Two solutions with additional hardware were provided. The first used the same graphics processor as the BBC Micro in mode 7 — the SAA5050 — but used software to ensure that it was fed with the correct graphics data. A software ROM would put the machine into an ordinary 40-byte-pitch display. While the ULA would read the display from memory in the usual fashion, the SAA5050 would listen to the data it was reading and produce a mode 7 interpretation of the same information. When necessary the hardware would switch between the graphics output being produced by the micro and that being produced by the add-on.

The disadvantage to this system is that while the SAA5050 would expect to be repeatedly fed the same 40 bytes of data for every display scanline of each character row, the ULA would read a different set of 40 bytes for every display scanline in order to produce a full graphics display. A software ROM worked around this by duplicating the data intended for a mode 7 display in memory. Although this produced a mode 7 that barely impacted upon CPU performance and gave the same visual quality as the BBC Micro, it remained compatible only with software that used the ROM routines for outputting text and graphics and still used 10 kB of memory for the display.

A second version of the hardware add-on corrected these problems. By adding a CRTC6845 to the package, a full hardware solution was created that did not reduce CPU performance and only used 1 kB of memory for the display. A software ROM was still supplied, but this did no more than expand the hardware ROM so that it knew mode 7 now existed and was able to switch into it.

Electron Second Processor[edit]

During the latter years, PMS produced a 2nd Processor specifically for the Electron. This provided an alternative to buying the combination of the P.R.E.S. Advanced Plus 5 and Acorn 6502 2nd Processor.[13]

Merlin M2105[edit]

An unusual variant of the Electron was sold by British Telecom Business Systems as the BT Merlin M2105 Communications Terminal. This consisted of a de-badged Electron plus a large expansion unit containing 32 kB of RAM, 48 kB of ROM, a Centronics printer port and a modem. The ROM firmware provided dial-up communications facilities. These were used by the Interflora florists network in the UK for over a decade.[14][15]

Technical information[edit]

The hardware of the BBC Micro was emulated by a single customized ULA chip designed by Acorn in conjunction with Ferranti.

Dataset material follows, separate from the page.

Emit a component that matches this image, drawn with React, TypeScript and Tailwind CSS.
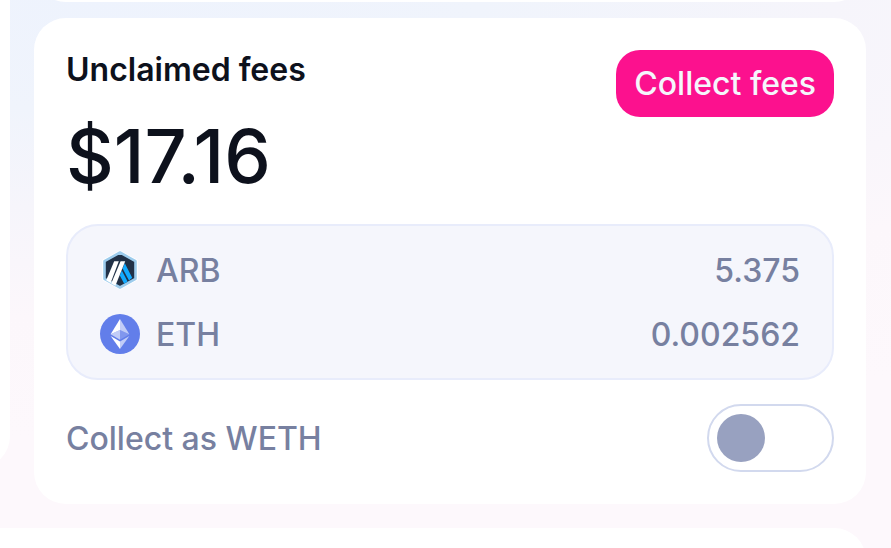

It had feature limitations such as the inability to output more than one channel of sound or provide teletext mode.[2] By contrast, the BBC Micro was capable of three-way polyphony (plus one noise channel).

The edge-connector on the rear of the Electron exposed almost all the Bus lines, but not all. (The BBC Micro, courtesy of all its ports, exposed all lines.)[citation needed]

For Issue 1-4 motherboards, the ULA had an issue similar to those experienced by other socketed CPU's. Over time, the thermal heating and cooling could cause the ULA to rise slightly out of its socket just enough to cause the machine to start exhibiting 'hanging' or other startup-failure issues, such as a continuous 'startup beep'. This was despite a metal cover, and locking-bar mechanism designed to prevent this from occurring. Pushing down on the metal cover to reseat the ULA was normally sufficient to rectify these issues.[16][17][18][19] Issue 5 and 6 boards utilized a different epoxy resin covering directly over the ULA, which resolved this issue.[20]

The keyboard included a form of single-key keyword input, similar to that used on the Sinclair Spectrum, via the 'func' key. However, unlike the Spectrum, the single-keypress keyword-entry was optional, and keywords could be entered manually if preferred.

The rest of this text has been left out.